While blockchain is transparent, it also offers ways to protect sensitive financial data through cryptography. Transactions can be recorded on the blockchain without revealing private details like account numbers or payment amounts to the public. Private data can be encrypted and stored off-chain, with only authorized parties having access to it.

This hybrid approach ensures that financial data is protected while still leveraging the benefits of blockchain’s transparency and immutability.

The Future of Blockchain in Financial Security

Blockchain’s potential to transform the financial sector extends far beyond online transactions. As more industries adopt this technology, it could lead to the creation of decentralized financial systems (DeFi) that bypass traditional banks and financial institutions entirely. Additionally, the integration of blockchain with other technologies like artificial intelligence (AI) and the Internet of Things (IoT) could further enhance the security of online transactions.

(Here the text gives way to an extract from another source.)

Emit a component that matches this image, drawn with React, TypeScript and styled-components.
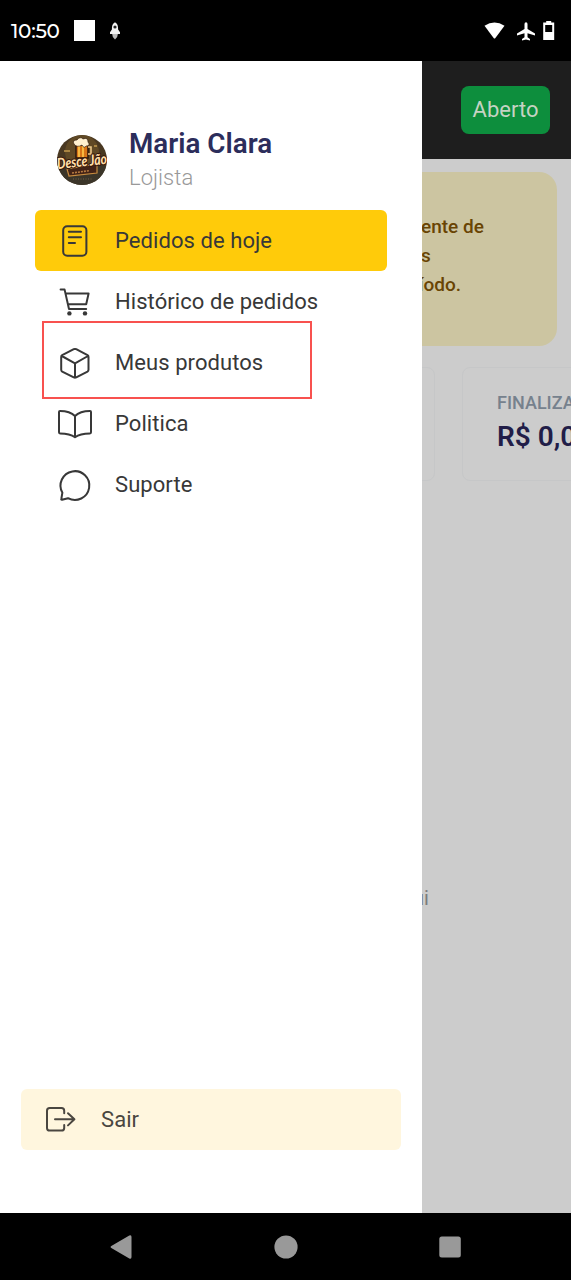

However, challenges remain, such as scalability, energy consumption (particularly with PoW mechanisms), and regulatory hurdles. As the technology matures, it is likely that these issues will be addressed, making blockchain an even more integral part of securing financial transactions in the digital economy.

Conclusion

Blockchain technology has proven to be a game-changer in securing financial data in online transactions. With its decentralized structure, cryptographic security, immutability, and transparency, blockchain offers a robust solution to the problems of fraud, hacking, and data manipulation that have plagued traditional financial systems. As the financial sector continues to evolve, blockchain’s role in ensuring secure, efficient, and transparent transactions will only grow stronger, making it an essential tool for safeguarding financial data in the digital age.